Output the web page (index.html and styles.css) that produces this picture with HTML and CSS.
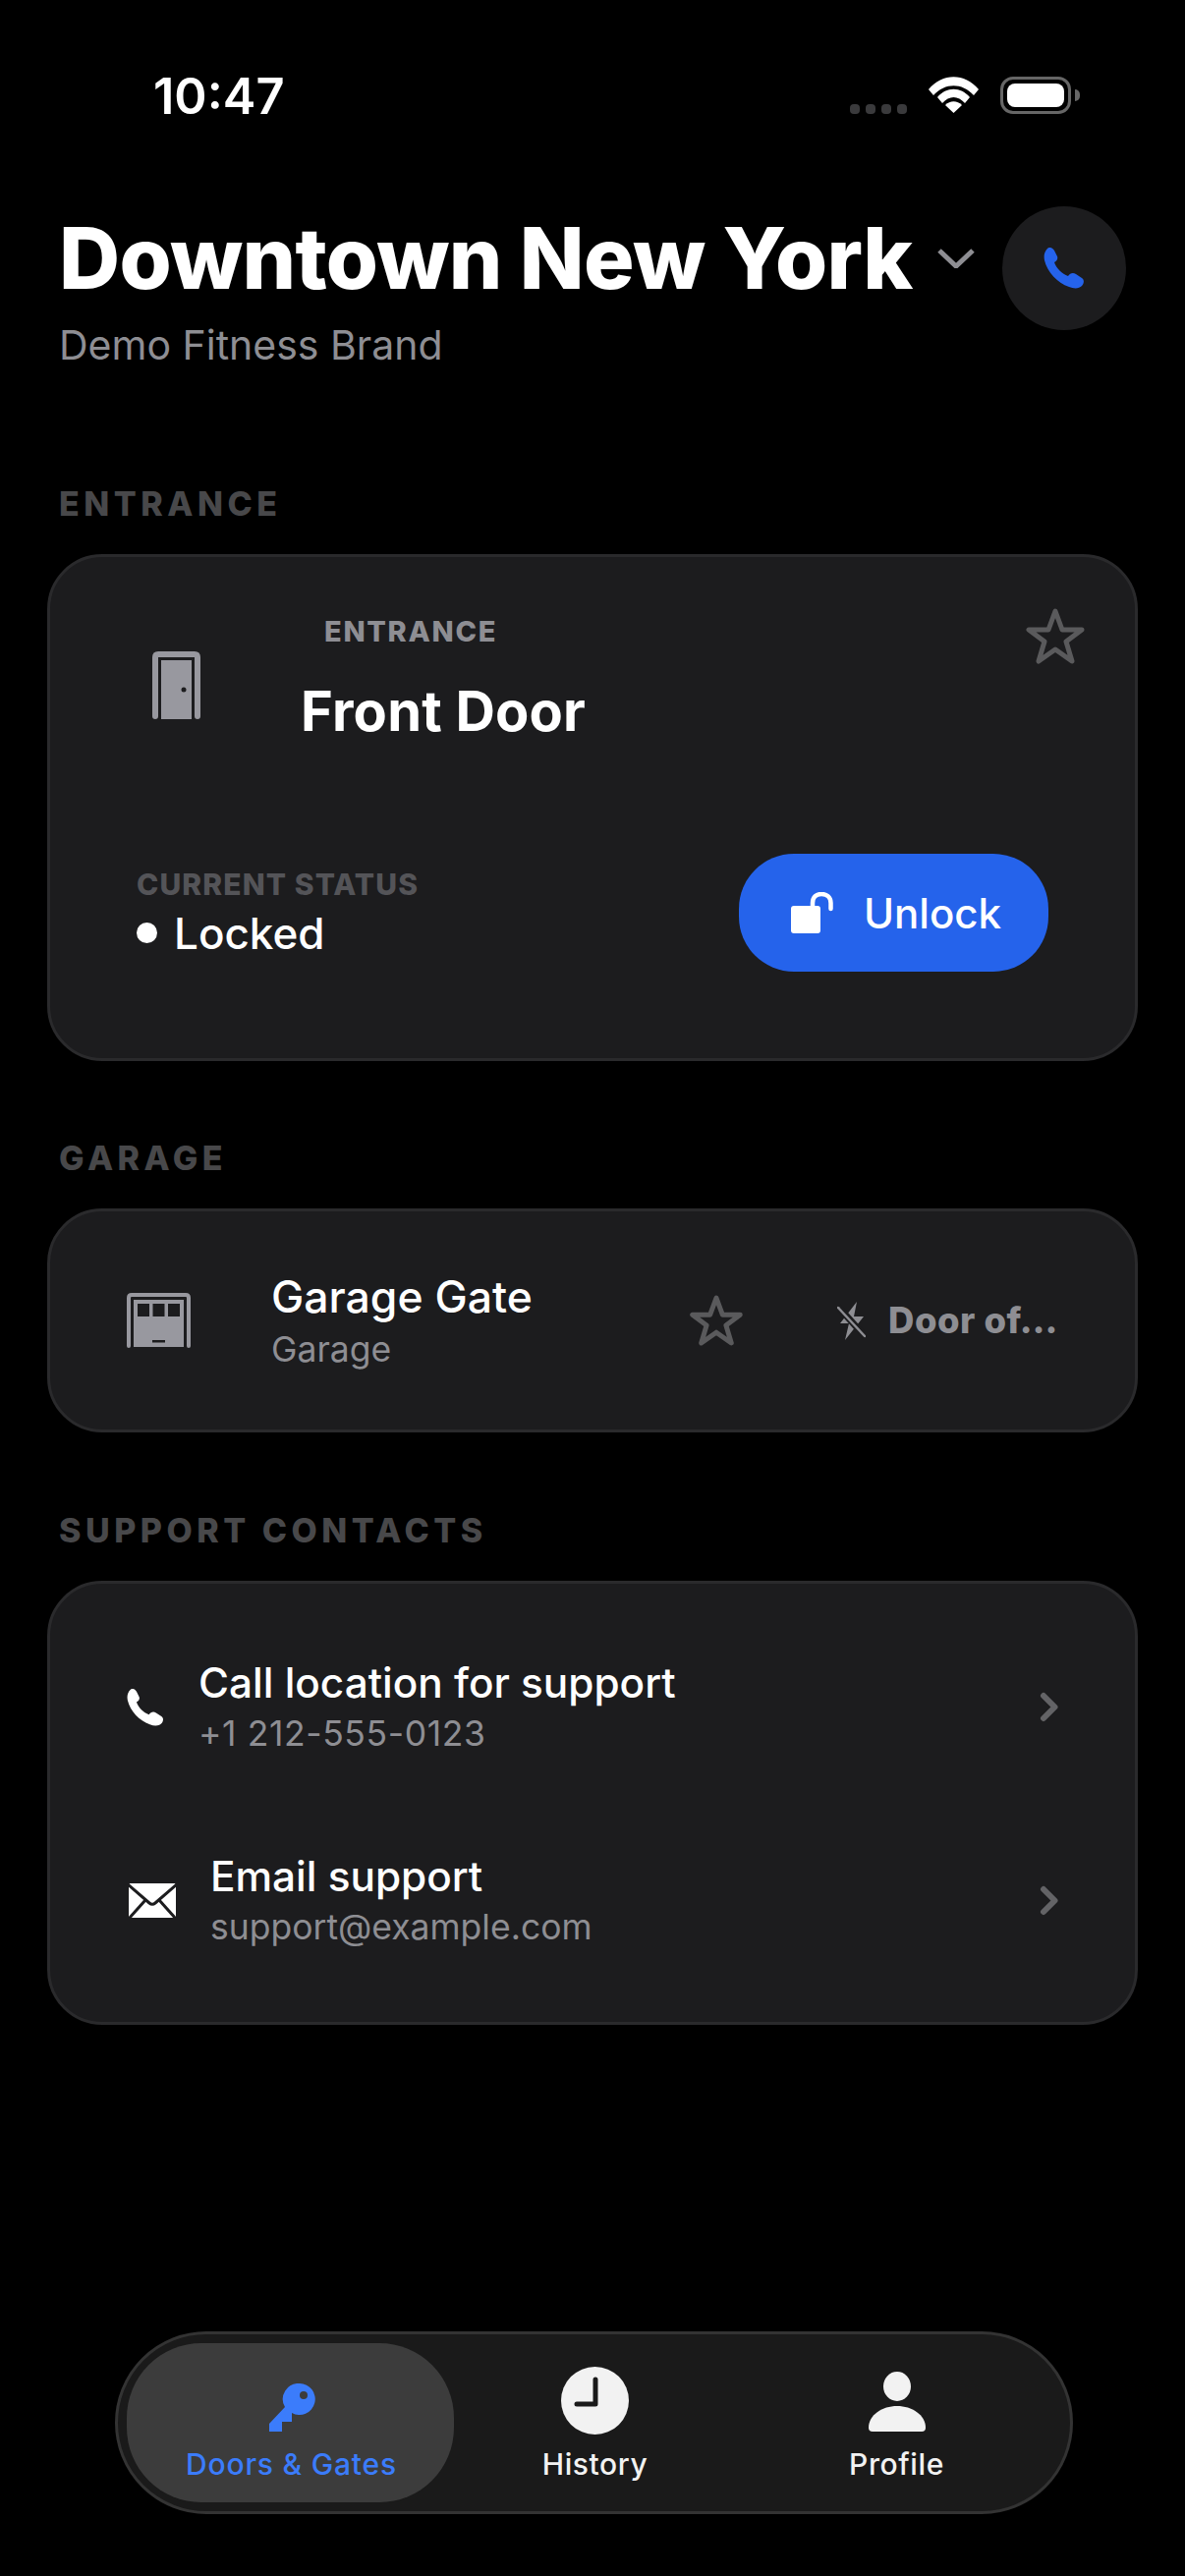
FILE: index.html
```html
<!DOCTYPE html>
<html lang="en">
<head>
    <meta charset="UTF-8">
    <meta name="viewport" content="width=device-width, initial-scale=1.0">
    <title>Doors &amp; Gates</title>
    <link rel="stylesheet" href="styles.css">
</head>
<body>

    <div class="status-bar">
        <span class="clock">10:47</span>
        <div class="status-icons">
            <div class="signal"><i></i><i></i><i></i><i></i></div>
            <svg class="wifi" viewBox="0 0 51 37">
                <path d="M0 13 C14 -4 37 -4 51 13 L46 19 C34 6 17 6 5 19 Z" fill="#fff"/>
                <path d="M9 23 C18 12 33 12 42 23 L37 29 C30 21 21 21 14 29 Z" fill="#fff" transform="translate(0 -2)"/>
                <path d="M17 29 C22 24 29 24 34 29 L25.500 37 Z" fill="#fff"/>
            </svg>
            <div class="battery"><div class="battery-fill"></div></div>
            <div class="battery-cap"></div>
        </div>
    </div>

    <header class="location">
        <div class="location-text">
            <div class="location-name">
                <h1>Downtown New York</h1>
                <svg class="chevron-down" viewBox="0 0 38 20"><path d="M2 2 L19 18 L36 2" fill="none" stroke="#8e8e93" stroke-width="5"/></svg>
            </div>
            <p class="brand">Demo Fitness Brand</p>
        </div>
        <button class="call-btn">
            <svg viewBox="0 0 42 42" width="42" height="42">
                <path d="M4 1 C6 -1 9 0 11 3 L14 9 C15 12 13 14 11 15 C13 21 19 27 25 29 C27 26 30 25 33 27 L39 31 C42 33 41 37 39 39 C36 42 31 42 26 40 C14 36 4 25 1 13 C0 8 1 4 4 1 Z" fill="#2563eb"/>
            </svg>
        </button>
    </header>

    <section class="group group-entrance">
        <h2 class="group-title">ENTRANCE</h2>
        <div class="card door-card">
            <div class="door-top">
                <svg class="door-icon" viewBox="0 0 49 69">
                    <path d="M3 66 V6 Q3 3 6 3 H43 Q46 3 46 6 V66" fill="none" stroke="#98989f" stroke-width="6" stroke-linecap="round"/>
                    <rect x="9" y="9" width="31" height="60" fill="#98989f"/>
                    <circle cx="32" cy="39" r="2.500" fill="#1c1c1e"/>
                </svg>
                <div class="door-names">
                    <span class="door-type">ENTRANCE</span>
                    <span class="door-name">Front Door</span>
                </div>
                <svg class="star star-top" viewBox="0 0 60 57"><path d="M30 3 L37 22 H57 L41 34 L47 54 L30 42 L13 54 L19 34 L3 22 H23 Z" fill="none" stroke="#5a5a5c" stroke-width="5" stroke-linejoin="round"/></svg>
            </div>
            <div class="door-bottom">
                <div class="door-status">
                    <span class="status-label">CURRENT STATUS</span>
                    <span class="status-value"><i class="dot"></i>Locked</span>
                </div>
                <button class="unlock-btn">
                    <svg viewBox="0 0 43 42" width="43" height="42">
                        <rect x="0" y="14" width="30" height="28" rx="3" fill="#fff"/>
                        <path d="M22 16 V11 C22 5 26 2 31 2 C36 2 40.500 5 40.500 11 V17" fill="none" stroke="#fff" stroke-width="4.500" stroke-linecap="round"/>
                    </svg>
                    Unlock
                </button>
            </div>
        </div>
    </section>

    <section class="group group-garage">
        <h2 class="group-title">GARAGE</h2>
        <div class="card gate-card">
            <svg class="gate-icon" viewBox="0 0 65 56">
                <path d="M2 54 V5 Q2 2 5 2 H60 Q63 2 63 5 V54" fill="none" stroke="#98989f" stroke-width="4" stroke-linecap="round"/>
                <rect x="7" y="7" width="51" height="48" fill="#98989f"/>
                <rect x="11" y="11" width="12" height="13" fill="#1c1c1e"/>
                <rect x="26.500" y="11" width="12" height="13" fill="#1c1c1e"/>
                <rect x="42" y="11" width="12" height="13" fill="#1c1c1e"/>
                <rect x="26" y="48" width="13" height="2.500" fill="#1c1c1e"/>
            </svg>
            <div class="gate-names">
                <span class="row-title">Garage Gate</span>
                <span class="row-sub">Garage</span>
            </div>
            <svg class="star star-gate" viewBox="0 0 60 57"><path d="M30 3 L37 22 H57 L41 34 L47 54 L30 42 L13 54 L19 34 L3 22 H23 Z" fill="none" stroke="#5a5a5c" stroke-width="5.500" stroke-linejoin="round"/></svg>
            <div class="offline">
                <svg viewBox="0 0 29 39" width="29" height="39">
                    <path d="M20 0 L3 22 H12 L8 39 L27 15 H17 Z" fill="#8e8e93"/>
                    <path d="M1 5 L28 35" stroke="#1c1c1e" stroke-width="7"/>
                    <path d="M1 6 L28 35" stroke="#8e8e93" stroke-width="2.500" stroke-linecap="round"/>
                </svg>
                <span>Door of…</span>
            </div>
        </div>
    </section>

    <section class="group group-support">
        <h2 class="group-title">SUPPORT CONTACTS</h2>
        <div class="card support-card">
            <div class="contact contact-phone">
                <svg class="contact-icon" viewBox="0 0 42 42" width="38" height="38">
                    <path d="M4 1 C6 -1 9 0 11 3 L14 9 C15 12 13 14 11 15 C13 21 19 27 25 29 C27 26 30 25 33 27 L39 31 C42 33 41 37 39 39 C36 42 31 42 26 40 C14 36 4 25 1 13 C0 8 1 4 4 1 Z" fill="#fff"/>
                </svg>
                <div class="contact-text">
                    <span class="row-title">Call location for support</span>
                    <span class="row-sub">+1 212-555-0123</span>
                </div>
                <svg class="chevron-right" viewBox="0 0 19 31"><path d="M4 4 L15.500 15.500 L4 27" fill="none" stroke="#636366" stroke-width="6" stroke-linecap="round" stroke-linejoin="round"/></svg>
            </div>
            <div class="contact contact-mail">
                <svg class="contact-icon" viewBox="0 0 48 35" width="48" height="35">
                    <rect x="0" y="0" width="48" height="35" rx="1.500" fill="#fff"/>
                    <path d="M-1 1 L21 20 Q24 22.500 27 20 L49 1" fill="none" stroke="#1c1c1e" stroke-width="3"/>
                    <path d="M17 17 L0 36" fill="none" stroke="#1c1c1e" stroke-width="3"/>
                    <path d="M31 17 L48 36" fill="none" stroke="#1c1c1e" stroke-width="3"/>
                </svg>
                <div class="contact-text">
                    <span class="row-title">Email support</span>
                    <span class="row-sub">support@example.com</span>
                </div>
                <svg class="chevron-right" viewBox="0 0 19 31"><path d="M4 4 L15.500 15.500 L4 27" fill="none" stroke="#636366" stroke-width="6" stroke-linecap="round" stroke-linejoin="round"/></svg>
            </div>
        </div>
    </section>

    <nav class="tabbar">
        <div class="tab tab-active">
            <svg viewBox="0 0 48 49" width="48" height="49">
                <path d="M32 0 A16 16 0 1 1 24 30 L24 39 H14 V49 H1 V41 L17 24 A16 16 0 0 1 32 0 Z" fill="#3b7cfb"/>
                <circle cx="36" cy="12" r="4" fill="#3c3c3c"/>
            </svg>
            <span>Doors &amp; Gates</span>
        </div>
        <div class="tab tab-history">
            <svg viewBox="0 0 69 69" width="69" height="69">
                <circle cx="34.500" cy="34.500" r="34.500" fill="#f2f2f2"/>
                <path d="M35 13 V38 H16" fill="none" stroke="#1a1a1a" stroke-width="5" stroke-linecap="round" stroke-linejoin="round"/>
            </svg>
            <span>History</span>
        </div>
        <div class="tab">
            <svg viewBox="0 0 58 69" width="58" height="69">
                <ellipse cx="29" cy="20" rx="14" ry="15" fill="#f2f2f2"/>
                <path d="M0 62 C0 49 14 40 29 40 C44 40 58 49 58 62 Q58 66 54 66 H4 Q0 66 0 62 Z" fill="#f2f2f2"/>
            </svg>
            <span>Profile</span>
        </div>
    </nav>

</body>
</html>
```

FILE: styles.css
```css
* {
    box-sizing: border-box;
}
body {
    font-family: Inter, "Noto Sans", sans-serif;
    margin: 0;
    width: 1206px;
    height: 2622px;
    background-color: #000;
    color: #fff;
    display: flex;
    flex-direction: column;
    overflow: hidden;
}
button {
    font-family: inherit;
    border: none;
}

/* status bar */
.status-bar {
    height: 120px;
    padding: 70px 107px 0 156px;
    display: flex;
    justify-content: space-between;
    align-items: flex-start;
}
.clock {
    font-size: 50.500px;
    font-weight: 600;
    line-height: 56px;
}
.status-icons {
    display: flex;
    align-items: flex-start;
    padding-top: 8px;
}
.signal {
    display: flex;
    gap: 6px;
    margin-top: 28px;
    margin-right: 22px;
}
.signal i {
    width: 10px;
    height: 10px;
    border-radius: 4px;
    background: #3a3a3c;
}
.wifi {
    width: 51px;
    height: 37px;
    margin-right: 22px;
}
.battery {
    width: 72px;
    height: 38px;
    border: 3px solid #666;
    border-radius: 13px;
    padding: 4px;
}
.battery-fill {
    width: 100%;
    height: 100%;
    background: #fff;
    border-radius: 8px;
}
.battery-cap {
    width: 5px;
    height: 12px;
    margin: 13px 0 0 4px;
    border-radius: 0 6px 6px 0;
    background: #666;
}

/* location header */
.location {
    padding: 90px 60px 0 60px;
    display: flex;
    justify-content: space-between;
    align-items: flex-start;
}
.location-name {
    display: flex;
    align-items: center;
    gap: 26px;
    margin-top: 3px;
}
h1 {
    margin: 0;
    font-size: 86px;
    font-weight: 800;
    letter-spacing: -0.7px;
    line-height: 100px;
}
.chevron-down {
    width: 38px;
    height: 20px;
}
.brand {
    margin: 13px 0 0;
    font-size: 41px;
    line-height: 50px;
    color: #8e8e93;
}
.call-btn {
    width: 126px;
    height: 126px;
    border-radius: 50%;
    background: #1c1c1e;
    display: flex;
    align-items: center;
    justify-content: center;
    padding: 0;
}

/* sections */
.group {
    padding: 0 48px;
}
.group-entrance {
    margin-top: 117px;
}
.group-garage {
    margin-top: 79px;
}
.group-support {
    margin-top: 80px;
}
.group-title {
    margin: 0 0 31px 12px;
    font-size: 34px;
    font-weight: 800;
    letter-spacing: 4.5px;
    line-height: 40px;
    color: #48484a;
}
.card {
    background: #1c1c1e;
    border: 3px solid #2a2a2c;
    border-radius: 56px;
}

/* front door card */
.door-card {
    height: 516px;
    padding: 0 51px 0 88px;
    display: flex;
    flex-direction: column;
}
.door-top {
    display: flex;
    align-items: flex-start;
    padding-top: 58px;
}
.door-icon {
    width: 49px;
    height: 69px;
    margin: 38px 0 0 16px;
    flex-shrink: 0;
}
.door-names {
    display: flex;
    flex-direction: column;
    margin-left: 102px;
}
.door-type {
    margin-left: 24px;
    font-size: 29px;
    font-weight: 800;
    letter-spacing: 1.7px;
    line-height: 36px;
    color: #8e8e93;
}
.door-name {
    margin-top: 29px;
    font-size: 56px;
    font-weight: 700;
    letter-spacing: 0.2px;
    line-height: 68px;
}
.star-top {
    width: 60px;
    height: 57px;
    margin: -6px 0 0 auto;
}
.star {
    flex-shrink: 0;
}
.door-bottom {
    margin-top: 111px;
    display: flex;
    justify-content: space-between;
    align-items: center;
    padding-right: 37px;
}
.door-status {
    display: flex;
    flex-direction: column;
}
.status-label {
    font-size: 30px;
    font-weight: 800;
    letter-spacing: 1.100px;
    line-height: 36px;
    color: #545458;
}
.status-value {
    display: flex;
    align-items: center;
    font-size: 44px;
    font-weight: 500;
    line-height: 54px;
    margin-top: 5px;
}
.dot {
    width: 21px;
    height: 21px;
    border-radius: 50%;
    background: #fff;
    margin-right: 17px;
}
.unlock-btn {
    width: 315px;
    height: 120px;
    border-radius: 56px;
    background: #2563eb;
    color: #fff;
    font-size: 42px;
    font-weight: 500;
    display: flex;
    align-items: center;
    gap: 31px;
    padding: 0 0 0 53px;
}

/* garage card */
.gate-card {
    height: 228px;
    padding: 0 78px;
    display: flex;
    align-items: center;
}
.gate-icon {
    width: 65px;
    height: 56px;
    flex-shrink: 0;
}
.gate-names,
.contact-text {
    display: flex;
    flex-direction: column;
}
.gate-names {
    margin-left: 82px;
    width: 429px;
}
.row-title {
    font-size: 44.500px;
    font-weight: 500;
    line-height: 54px;
}
.row-sub {
    margin-top: 5px;
    font-size: 35.500px;
    line-height: 44px;
    color: #8e8e93;
}
.star-gate {
    width: 54px;
    height: 52px;
}
.offline {
    margin-left: 96px;
    display: flex;
    align-items: center;
    gap: 23px;
    color: #8e8e93;
    font-size: 36.500px;
    font-weight: 800;
    letter-spacing: 0.5px;
    white-space: nowrap;
}

/* support card */
.support-card {
    height: 452px;
    padding: 0 78px 0 78px;
    display: flex;
    flex-direction: column;
}
.contact {
    display: flex;
    align-items: center;
}
.contact-phone {
    margin-top: 74px;
}
.contact-mail {
    margin-top: 96px;
}
.contact-icon {
    flex-shrink: 0;
    margin-top: 2px;
}
.contact-phone .contact-text {
    margin-left: 35px;
}
.contact-phone .row-sub {
    letter-spacing: 0.6px;
}
.contact-mail .contact-text {
    margin-left: 35px;
}
.contact-mail .contact-icon {
    margin-left: 2px;
}
.contact-text .row-title {
    font-size: 42.300px;
}
.contact-text .row-sub {
    margin-top: 3px;
}
.chevron-right {
    width: 19px;
    height: 31px;
    margin: 2px 0 0 auto;
}

/* tab bar */
.tabbar {
    margin: auto 114px 63px 117px;
    height: 186px;
    border: 3px solid #333;
    border-radius: 93px;
    background: #1a1a1a;
    padding: 9px;
    display: flex;
}
.tab {
    flex: 0 0 307px;
    height: 162px;
    display: flex;
    flex-direction: column;
    align-items: center;
    justify-content: flex-end;
    gap: 12px;
    padding-bottom: 21px;
    font-size: 30px;
    font-weight: 500;
    letter-spacing: 0.6px;
    line-height: 36px;
    color: #f2f2f2;
}
.tab-active {
    flex: 0 0 333px;
    gap: 15px;
    border-radius: 76px;
    background: #3c3c3c;
    color: #3b7cfb;
    letter-spacing: 0.8px;
    padding-left: 2px;
}
.tab-history {
    margin-left: -10px;
}
```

_____

**WHAT THE EXERCISE ASKS**
Copy out every line of the listing that contains the string "index".

**OUTPUT OF THE EXERCISE**
Output the web page (index.html and styles.css) that produces this picture with HTML and CSS.
FILE: index.html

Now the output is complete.